What I'm trying to do is to find all Fibonacci numbers below one million. For this I had designed a rather simple recursive Fibonacci function

fib :: Int -> Integer
fib n
    n == 0    = 0
    n == 1    = 1
    otherwise = fib (n-1) + fib (n-2)

The thing where I'm stuck on is defining the one million part. What I've got now is:

[ fib x | x <- [0..35], fib x < 1000000 ]

This because I know that the 35th number in the Fibonacci sequence is a high enough number. However, what I'd like to have is to find that limit via a function and set it that way.

[ fib x | x <- [0..], fib x < 1000000 ]

This does give me the numbers, but it simply doesn't stop. It results in Haskell trying to find Fibonacci numbers below one million further in the sequence, which is rather fruitless.

Could anyone help me out with this? It'd be much appreciated!

Answer 1

It should be mentioned that for such a task the "canonical" (and faster) way is to define the numbers as an infinite stream, e.g.

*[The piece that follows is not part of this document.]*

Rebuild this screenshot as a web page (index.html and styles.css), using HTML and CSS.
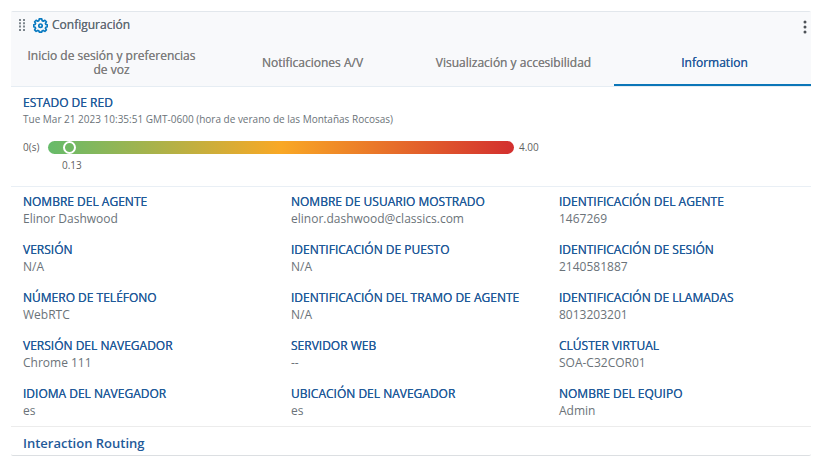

fibs = 0 : 1 : zipWith (+) fibs (tail fibs)

takeWhile (<100) fibs
--[0,1,1,2,3,5,8,13,21,34,55,89]

The recursive definition may look scary (or even "magic") at first, but if you "think lazy", it will make sense.

A "loopy" (and in a sense more "imperative") way to define such an infinite list is:

fibs = map fst $ iterate (\(a,b) -> (b,a+b)) (0,1) 

[Edit]

For an efficient direct calculation (without infinite list) you can use matrix multiplication:

fib n = second $ (0,1,1,1) ** n where
   p ** 0 = (1,0,0,1)
   p ** 1 = p
   p ** n | even n = (p `x` p) ** (n `div` 2)
          | otherwise = p `x` (p ** (n-1))
   (a,b,c,d) `x` (q,r,s,t) = (a*q+b*s, a*r+b*t,c*q+d*s,c*r+d*t)
   second (_,f,_,_) = f

(That was really fun to write, but I'm always grateful for suggestions)

Answer 2

A list comprehension is guaranteed to look at every element of the list. You want takeWhile :: (a -> Bool) -> [a] -> [a]. With it, your list is simply takeWhile (< 1000000) $ map fib [1..]. The takeWhile function simply returns the leading portion of the list which satisfies the given predicate; there's also a similar dropWhile function which drops the leading portion of the list which satisfies the given predicate, as well as span :: (a -> Bool) -> [a] -> ([a], [a]), which is just (takeWhile p xs, dropWhile p xs), and the similar break, which breaks the list in two when the predicate is true (and is equivalent to span (not . p). Thus, for instance:

• takeWhile (< 3) [1,2,3,4,5,4,3,2,1] == [1,2]
• dropWhile (< 3) [1,2,3,4,5,4,3,2,1] == [3,4,5,4,3,2,1]
• span (< 3) [1,2,3,4,5,4,3,2,1] == ([1,2],[3,4,5,4,3,2,1])
• break (> 3) [1,2,3,4,5,4,3,2,1] == ([1,2,3],[4,5,4,3,2,1])

Answer 3

The check fib x < 1000000 in the list comprehension filters away the fib x values that are less than 1000000; but the list comprehension has no way of knowing that greater values of x imply greater value of fib x and hence must continue until all x have been checked.

Use takeWhile instead:

takeWhile (< 1000000) [ fib x | x <- [0..35]]

Answer 4

The simplest thing I can think of is:

[ fib x | x <- [1..1000000] ] 

Since fib n > n for all n > 3.